Larson then worked as a lawyer for four years with the firm of Quarles, Spence and Quarles in Milwaukee, Wisconsin. When Depression-era conditions led to his layoff in the summer of 1939, Larson found a job as assistant professor of law at the University of Tennessee College of Law in Knoxville. While in Tennessee, he and Florence Newcomb Larson had two children. In 1941, during World War II, Larson moved to Washington, DC, when he mostly worked as a lumber industry regulator at the Office of Price Administration. In 1945, he became an assistant professor of law at Cornell Law School in Ithaca, New York.
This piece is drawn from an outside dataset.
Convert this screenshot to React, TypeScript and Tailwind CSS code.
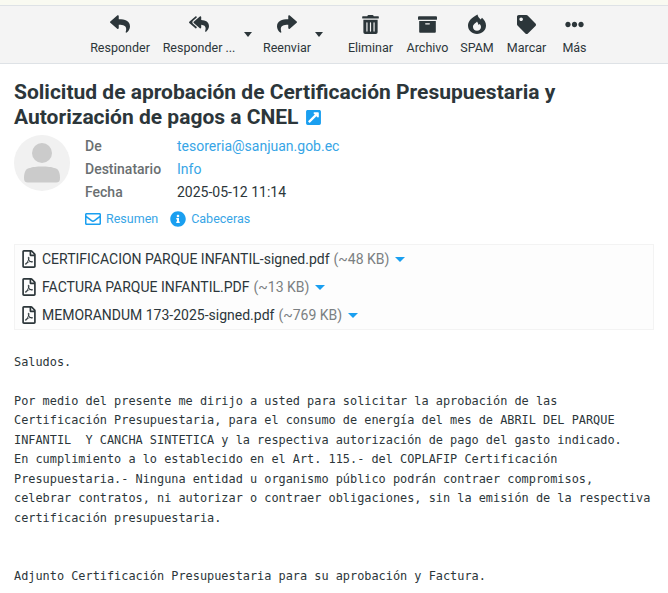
import React from 'react';
import {
  FaReply,
  FaReplyAll,
  FaShare,
  FaTrashAlt,
  FaArchive,
  FaTag,
  FaEllipsisH,
  FaRegFilePdf,
  FaRegEnvelope,
  FaInfoCircle,
  FaExternalLinkSquareAlt,
} from 'react-icons/fa';

const Caret = ({ className }: { className: string }) => (
  <span className={`border-x-[4.5px] border-t-[5px] border-x-transparent ${className}`} />
);

const ToolButton = ({ icon, label, className }: { icon: React.ReactNode; label: string; className: string }) => (
  <div className={`flex flex-col items-center shrink-0 ${className}`}>
    <div className="h-[24px] flex items-center justify-center text-[#2c363a]">{icon}</div>
    <div className="text-[12.5px] leading-[16px] mt-[4px] text-[#2c363a] whitespace-nowrap">{label}</div>
  </div>
);

// ring-shaped flame of the SPAM button
const SpamIcon = () => (
  <svg width="18" height="20" viewBox="0 0 18 20" fill="currentColor">
    <path
      fillRule="evenodd"
      d="M9.5 0.5 C10 3 11.5 4.4 12.7 5.4 L14 3.8 C16.4 6 18 8.6 18 11.5 C18 16.4 14 20 9 20 C4 20 0 16.4 0 11.5 C0 7.4 3.6 3.6 9.5 0.5Z M9 7.6 C8.4 8.9 5 10 5 13 C5 15.2 6.8 16.8 9 16.8 C11.2 16.8 13 15.2 13 13 C13 11.6 12.3 10.6 11.6 9.9 L10.6 10.9 C10.2 9.8 9.6 8.6 9 7.6Z"
    />
  </svg>
);

const attachments = [
  { name: 'CERTIFICACION PARQUE INFANTIL-signed.pdf', size: '(~48 KB)' },
  { name: 'FACTURA PARQUE INFANTIL.PDF', size: '(~13 KB)' },
  { name: 'MEMORANDUM 173-2025-signed.pdf', size: '(~769 KB)' },
];

const body = `Saludos.

Por medio del presente me dirijo a usted para solicitar la aprobación de las
Certificación Presupuestaria, para el consumo de energía del mes de ABRIL DEL PARQUE
INFANTIL  Y CANCHA SINTETICA y la respectiva autorización de pago del gasto indicado.
En cumplimiento a lo establecido en el Art. 115.- del COPLAFIP Certificación
Presupuestaria.- Ninguna entidad u organismo público podrán contraer compromisos,
celebrar contratos, ni autorizar o contraer obligaciones, sin la emisión de la respectiva
certificación presupuestaria.


Adjunto Certificación Presupuestaria para su aprobación y Factura.`;

export default function App() {
  return (
    <div className="h-[593px] w-[668px] overflow-hidden bg-white font-['Roboto',sans-serif] text-[#2c363a]">
      {/* top strip */}
      <div className="h-[5px] bg-[#f9faf1]" />

      {/* Toolbar */}
      <div className="h-[59px] bg-[#f4f4f4] border-y border-[#dee2e6] flex items-start pl-[90px] pt-[6px]">
        <ToolButton icon={<FaReply size={20} />} label="Responder" className="w-[60px]" />
        <ToolButton icon={<FaReplyAll size={20} />} label="Responder ..." className="w-[72px] ml-[13px]" />
        <Caret className="border-t-[#2c363a] mt-[20px] ml-[9px]" />
        <ToolButton icon={<FaShare size={20} />} label="Reenviar" className="w-[48px] ml-[11px]" />
        <Caret className="border-t-[#2c363a] mt-[20px] ml-[4px]" />
        <ToolButton icon={<FaTrashAlt size={19} />} label="Eliminar" className="w-[45px] ml-[25px]" />
        <ToolButton icon={<FaArchive size={19} />} label="Archivo" className="w-[43px] ml-[13px]" />
        <ToolButton icon={<SpamIcon />} label="SPAM" className="w-[34px] ml-[11px]" />
        <ToolButton icon={<FaTag size={19} />} label="Marcar" className="w-[39px] ml-[13px]" />
        <ToolButton icon={<FaEllipsisH size={19} />} label="Más" className="w-[25px] ml-[16px]" />
      </div>

      {/* Subject */}
      <h2 className="mx-[14px] mt-[16px] text-[21px] leading-[25px] font-bold text-[#2c363a]">
        Solicitud de aprobación de Certificación Presupuestaria y
        <br />
        Autorización de pagos a CNEL{' '}
        <FaExternalLinkSquareAlt className="inline-block ml-[1px] mb-[2px] text-[#1a9ff0]" size={17} />
      </h2>

      {/* Headers */}
      <div className="flex mx-[14px] mt-[5px]">
        <div className="w-[56px] h-[56px] rounded-full bg-[#f1f1f1] flex items-center justify-center shrink-0">
          <svg width="36" height="42" viewBox="0 0 36 42" className="text-[#cbcbcb]" fill="currentColor">
            <circle cx="18" cy="11" r="10" />
            <path d="M6 26 C2 26 0 30 0 36 C0 39 1 40.5 4 40.5 L32 40.5 C35 40.5 36 39 36 36 C36 30 34 26 30 26 C26 24 10 24 6 26Z" />
          </svg>
        </div>
        <div className="ml-[15px] text-[14px] leading-[23px]">
          <div className="grid grid-cols-[92px_auto]">
            <div className="font-medium text-[#6a6f71]">De</div>
            <div className="text-[#37a5e6]">tesoreria@sanjuan.gob.ec</div>
            <div className="font-medium text-[#6a6f71]">Destinatario</div>
            <div className="text-[#37a5e6]">Info</div>
            <div className="font-medium text-[#6a6f71]">Fecha</div>
            <div className="text-[#2c363a]">2025-05-12 11:14</div>
          </div>
          <div className="flex items-center mt-[6px] text-[12.5px] leading-[18px] text-[#37a5e6]">
            <FaRegEnvelope size={16} className="text-[#1a9ff0]" />
            <span className="ml-[5px]">Resumen</span>
            <FaInfoCircle size={16} className="ml-[12px] text-[#1a9ff0]" />
            <span className="ml-[5px]">Cabeceras</span>
          </div>
        </div>
      </div>

      {/* Attachments */}
      <div className="mx-[14px] mt-[16px] h-[86px] border border-[#f3f3f3] bg-[#fdfdfd] pl-[5px] w-[640px]">
        {attachments.map(a => (
          <div key={a.name} className="h-[28px] flex items-center text-[14px]">
            <FaRegFilePdf size={18} className="text-[#2c363a] shrink-0" />
            <span className="ml-[4px] text-[#2c363a]">{a.name}</span>
            <span className="ml-[4px] text-[#7b8082]">{a.size}</span>
            <span className="ml-[6px] border-x-[5px] border-t-[5px] border-x-transparent border-t-[#1a9ff0]" />
          </div>
        ))}
      </div>

      {/* Body */}
      <pre className="mx-[14px] mt-[23px] font-['DejaVu_Sans_Mono',monospace] text-[11.88px] leading-[19.45px] text-[#2c363a] whitespace-pre">
        {body}
      </pre>
    </div>
  );
}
Over the next seven years, he produced a legal treatise on the Law of Workers' Compensation. The treatise is continually updated and is still used by lawyers and judges today. His son, Lex K. Larson, is the current editor. The treatise was the first publication to treat workers’ compensation as a distinct area of law with its own legal doctrines and rules for injured and deceased workers. It is currently 17 volumes in length. In 1953, Larson was appointed dean of the University of Pittsburgh School of Law in Pittsburgh, Pennsylvania.
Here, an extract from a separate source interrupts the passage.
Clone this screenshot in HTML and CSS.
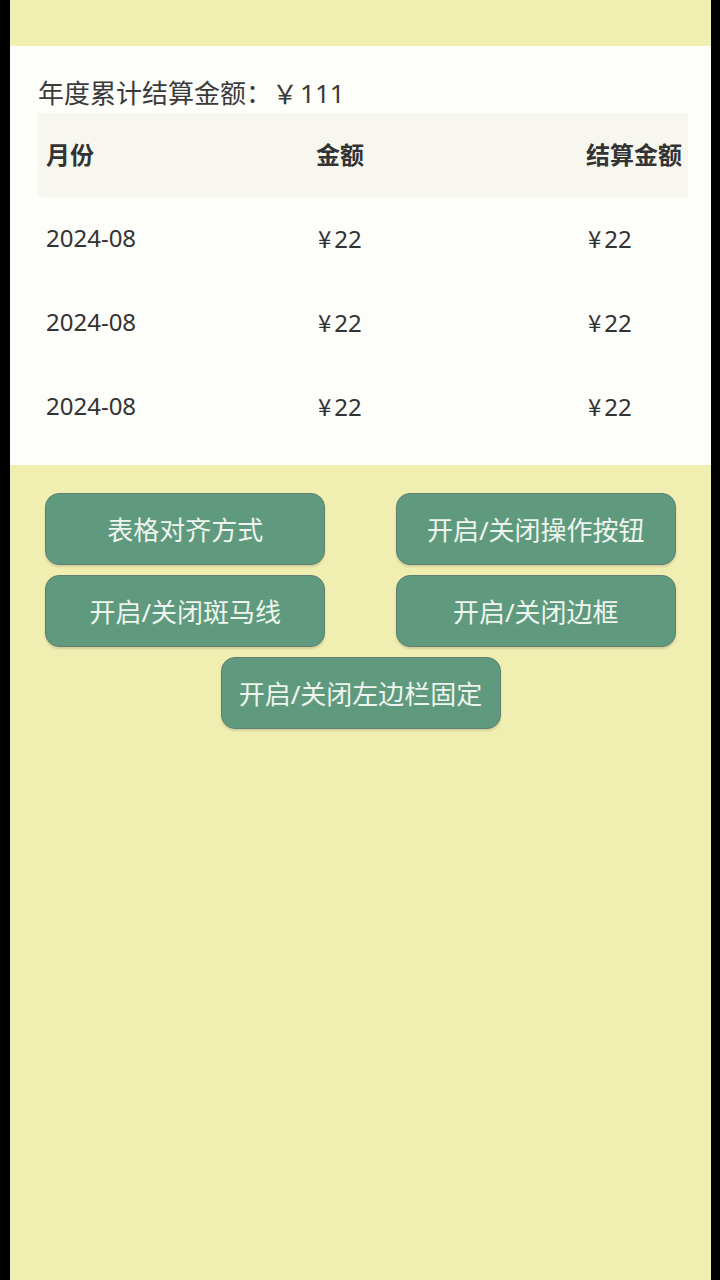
FILE: index.html
```html
<!DOCTYPE html>
<html lang="zh-CN">
<head>
<meta charset="utf-8">
<title>年度结算</title>
<link rel="stylesheet" href="styles.css">
</head>
<body>
<div class="screen">
  <div class="topbar"></div>
  <section class="card">
    <div class="total">年度累计结算金额：<span class="yen-big">￥</span>111</div>
    <div class="table-wrap">
      <div class="table">
        <div class="row head">
          <div class="cell">月份</div>
          <div class="cell">金额</div>
          <div class="cell">结算金额</div>
        </div>
        <div class="row">
          <div class="cell">2024-08</div>
          <div class="cell money"><span class="yen">¥</span>22</div>
          <div class="cell money"><span class="yen">¥</span>22</div>
        </div>
        <div class="row">
          <div class="cell">2024-08</div>
          <div class="cell money"><span class="yen">¥</span>22</div>
          <div class="cell money"><span class="yen">¥</span>22</div>
        </div>
        <div class="row">
          <div class="cell">2024-08</div>
          <div class="cell money"><span class="yen">¥</span>22</div>
          <div class="cell money"><span class="yen">¥</span>22</div>
        </div>
      </div>
    </div>
  </section>
  <div class="actions">
    <button class="btn">表格对齐方式</button>
    <button class="btn">开启/关闭操作按钮</button>
    <button class="btn">开启/关闭斑马线</button>
    <button class="btn">开启/关闭边框</button>
    <button class="btn">开启/关闭左边栏固定</button>
  </div>
</div>
</body>
</html>
```

FILE: styles.css
```css
html, body {
  margin: 0;
  padding: 0;
  background: #000;
}
body {
  font-family: "Noto Sans", "Noto Sans CJK SC", sans-serif;
  color: #333;
}
.screen {
  margin: 0 9px 0 10px;
  min-height: 1280px;
  background: #f0eeb0;
}
.topbar {
  height: 46px;
}
.card {
  background: #fdfdfa;
  padding: 27px 0 16px 28px;
}
.total {
  height: 40px;
  font-size: 26px;
  line-height: 40px;
  color: #3a3a3a;
  display: flex;
  align-items: center;
}
.yen-big {
  font-family: "Noto Sans CJK SC", sans-serif;
  margin-right: 2px;
}
.table-wrap {
  width: 650px;
  overflow: hidden;
}
.table {
  width: 810px;
}
.row {
  display: grid;
  grid-template-columns: 270px 270px 270px;
  height: 84px;
  box-sizing: border-box;
  padding-bottom: 4px;
  align-items: center;
  font-size: 24px;
}
.row.head {
  background: #f7f7f0;
  font-weight: 700;
  color: #333;
}
.cell {
  padding-left: 8px;
}
.cell.money {
  padding-left: 10px;
}
.yen {
  font-family: "Noto Sans CJK SC", sans-serif;
  margin-right: 3px;
}
.actions {
  margin-top: 28px;
  display: flex;
  flex-wrap: wrap;
  justify-content: space-around;
  row-gap: 10px;
}
.btn {
  width: 280px;
  height: 72px;
  border: 1px solid #5f7f72;
  border-radius: 14px;
  background: #5f9a7e;
  color: #eef5ee;
  font-family: "Noto Sans", "Noto Sans CJK SC", sans-serif;
  font-size: 26px;
  padding: 0;
  box-shadow: 0 2px 2px rgba(0, 0, 0, 0.12);
}
```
Larson's status as an expert on the welfare state and his strong public speaking abilities led to appointment as Under Secretary of Labor in March 1954 in the Eisenhower administration. He supported a union shop to compel workers into a labor union as "a case of the individual... having to conform to the will of the majority." Larson soon became an articulate spokesman for Moderate Republicans. He declared himself part of "the American center" to which he also included President Eisenhower; Eisenhower's two-time opponent, Adlai Stevenson II; and Dean Acheson, a former secretary of state in the Harry Truman administration. Larson's most popular book, A Republican Looks at His Party was personally endorsed by Eisenhower. Eisenhower named Larson the director of the United States Information Agency in December 1956 and as his top speechwriter in October 1957.
He died in Durham on March 27, 1993. It is unknown if he was in his later years a registered Republican in North Carolina.
Legacy
Larson is criticized as a prototypical big government Republican in Barry Goldwater's landmark small government Republican manifesto, The Conscience of a Conservative. However, his life and work are treated at length in a biography by David Stebenne, Modern Republican: Arthur Larson and the Eisenhower Years.